Sebastian Thrun is the creator of Google’s self driving car and the founder of Google’s “X” lab. Google didn’t just “happen” to have Street View data lying around. Street View was created by Thrun after he met Larry Page at the DARPA Grand Challenge — the self driving car race. Thrun tells the story on CNBC’s The Brave Ones:

Larry came to the race itself and … came disguised with, like, a hat and sunglasses so he wouldn’t be bothered by everybody. But … he had a keen interest in this. Larry has been a believer in this technology for much longer than I even knew. And so was Sergey (Brin). And they really want to understand what’s going on,” Thrun said.

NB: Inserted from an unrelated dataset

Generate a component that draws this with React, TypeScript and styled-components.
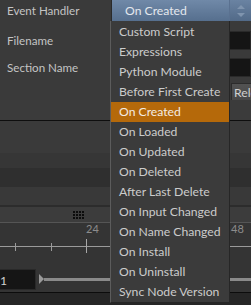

A later iteration of the car had cameras attached to its roof, so the team could review its progress each day, leading almost by accident to the development of Google Street View.

“We realized the video’s actually amazing. And we went to Google and said ‘we’d love to help you build Street View.’ And we kind of ended up – felt like an acquisition of a little start-up company, kind of Stanford transitioning into Google where me and four of my grad students then became Street View enthusiasts.”

“And we built up Street View and with a singular vision to photograph every street in the world.”

Street View became the first project within the secret Google X. “We had a separate building that no one knew about. At least for a year and a half, no one in Google had a clue we existed,” Thrun said.

So what did we learn? Data was the secret sauce for getting self driving cars to progress as well as they have. But it wasn’t a matter of finding a data set and applying it. It was about creating the data set for that specific purpose. Street View wasn’t a useful data set that was applied to self driving cars. It was the output of the mapping exercise that made self driving cars work so well.

One final addendum: When talking about Google Street View I have to add a link to an early version of Street View from 1979 that was created at MIT. The Aspen Movie Map (movie) used laserdiscs to simulate driving through the town of Aspen.